На дальней кровати у окна зашевелился сосед старика, мужчина с задранной кверху ногой, покрытой короткой простынкой. Приподнявшись на локтях, он закивал Розову головой.
– А, вот ты где спрятался.
Переложив пакет из руки в руку, Розов прошел вдоль кроватей до самого подоконника и, увидев пустой стул, придвинул его к изголовью кровати, но тут споткнулся, едва не разлив на пол содержимое эмалированной «утки».
– А ты сильно изменился, – вырвалось у Аркадия Семеновича, когда он, наконец, сев на стул, разглядел брата, сильно похудевшего, бледного в несвежей больничной рубашке на завязках. – Ты вес сбросил. Но тебе всегда шла худоба.
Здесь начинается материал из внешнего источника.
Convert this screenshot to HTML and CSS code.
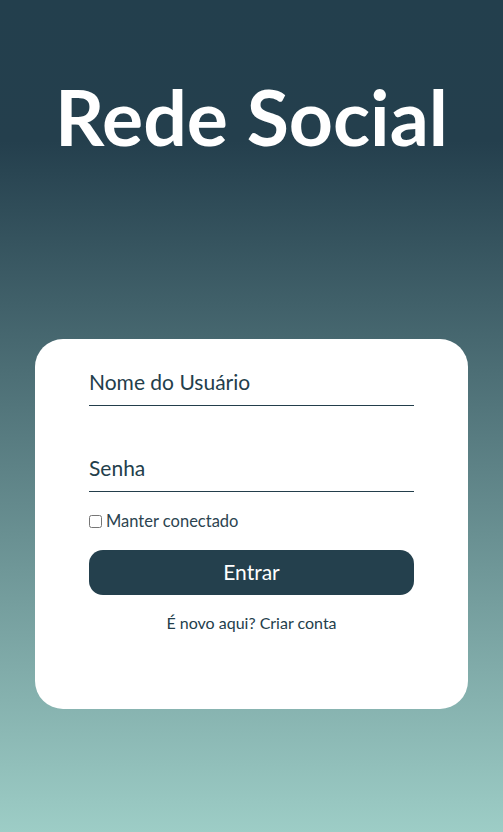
FILE: index.html
```html
<!DOCTYPE html>
<html lang="pt-BR">
<head>
<meta charset="utf-8">
<title>Rede Social</title>
<link rel="stylesheet" href="styles.css">
</head>
<body>
<main class="page">
  <header class="header">
    <h1 class="title">Rede Social</h1>
  </header>
  <form class="card">
    <input class="field" type="text" placeholder="Nome do Usuário">
    <input class="field field-pass" type="password" placeholder="Senha">
    <label class="remember">
      <input class="check" type="checkbox">
      <span>Manter conectado</span>
    </label>
    <button class="btn" type="button">Entrar</button>
    <p class="signup">É novo aqui? <a class="signup-link" href="#">Criar conta</a></p>
  </form>
</main>
</body>
</html>
```

FILE: styles.css
```css
* { box-sizing: border-box; }
html, body { margin: 0; padding: 0; }
body {
  min-height: 100vh;
  font-family: Lato, "Open Sans", sans-serif;
  color: #233e4b;
  background: linear-gradient(180deg, #233f4d 0%, #243f4d 17%, #9dcdc6 100%);
}
.page {
  min-height: 100vh;
  display: flex;
  flex-direction: column;
  align-items: center;
}
.header {
  padding-top: 78px;
  height: 339px;
}
.title {
  margin: 0;
  font-size: 77px;
  line-height: 77px;
  font-weight: 700;
  color: #ffffff;
  text-align: center;
}
.card {
  width: 433px;
  background: #ffffff;
  border-radius: 28px;
  padding: 27px 54px 76px;
  display: flex;
  flex-direction: column;
}
.field {
  display: block;
  width: 100%;
  border: 0;
  border-bottom: 1px solid #233e4b;
  outline: none;
  background: transparent;
  font-family: inherit;
  font-size: 21px;
  line-height: 24px;
  padding: 3px 0 12px;
  height: 40px;
  color: #233e4b;
}
.field::placeholder { color: #233e4b; opacity: 1; }
.field-pass { margin-top: 46px; }
.remember {
  margin-top: 20px;
  display: flex;
  align-items: center;
  font-size: 16.5px;
  line-height: 18px;
  color: #2c4450;
}
.check {
  margin: 0 4px 0 0;
  width: 13px;
  height: 13px;
}
.btn {
  margin-top: 20px;
  height: 45px;
  border: 0;
  border-radius: 14px;
  background: #24404d;
  color: #ffffff;
  font-family: inherit;
  font-size: 21px;
  padding: 0 0 2px;
  cursor: pointer;
}
.signup {
  margin: 18px 0 0;
  text-align: center;
  font-size: 16px;
  line-height: 20px;
}
.signup-link { color: inherit; text-decoration: none; }
```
– Что, на черта похож? – спросил Николай Семенович. – У меня тут, как видишь, зеркала нет. Поэтому верю тебе на слово.
– Про черта я ничего не сказал, – ответил младший брат, поставил пакет на пол и удобнее устроился на стуле. – Просто не успел ничего такого сказать.
– У меня просьба к тебе, – здоровой рукой брат взял с тумбочки листок бумаги с накарябанным на нем телефоном, протянул бумажку гостю. – Вот, позвони Маше. Ты её помнишь, моя подруга. Скажешь, чтобы сюда она больше не ходила. Не хочу, чтобы она видела меня в таком состоянии. Я сам себя испугаюсь, когда увижу, – Николай Семенович ощупал ладонью похудевшее лицо. – Скажи, что у нас карантин. Сюда нельзя приходить недели три. Хотел вон его попросить, чтобы позвонил, – Николай Семенович кивнул на старика с загипсованной рукой. – Но уж коли ты пришел…
– Без проблем, – Аркадий Семенович сложил бумажку вчетверо, привстав со стула, сунул её в задний карман брюк. – Что врач-то говорит?
– Врач? – переспросил брат. – Недавно обход закончился. Но врач и сегодня ничего не сказал, темнит что-то. Он вообще от меня морду воротит после того, что обо мне в газете пропечатали. Принимает меня за какой-то отброс общества. Да, не знаю, за кого он меня принимает, но разговаривать он почти перестал.
– Ты, пока тут лежишь, сделался знаменитым, – кивнул Николай Семенович. – Это же надо такое выдумать: ты связан с бандитами, с мафией.
– Как только выйду отсюда, я на эту подтирку в суд подам, – сказал Николай Семенович постным голосом и стало ясно: в суд он подавать не собирается. – Пусть напечатают опровержение и заплатят мне хотя бы символическую сумму за моральный ущерб.
– Ты знаешь, если бы не эта газетка, короче, я не знал, где ты находишься, – Аркадий Семенович улыбнулся. – И никто не знал, где тебя искать. Ты просто исчез – и все. И вдруг эта публикация. Вообщем нет худа без добра. И не расстраивайся – любая газета живет только один день. Кто вспомнит об этой грошовой заметке через неделю, через месяц? Все пустое. – Может, ты и прав, – Николай Семенович кивнул. – Аркаша, мне тут плохо. Совсем плохо. Я весь извелся, я больше не могу лежать на спине. Она болит, вся занемела. Тут в матрасе какие-то насекомые, они меня кусают ночами. Я не могу заснуть и снотворное не помогает. Я хочу помыться.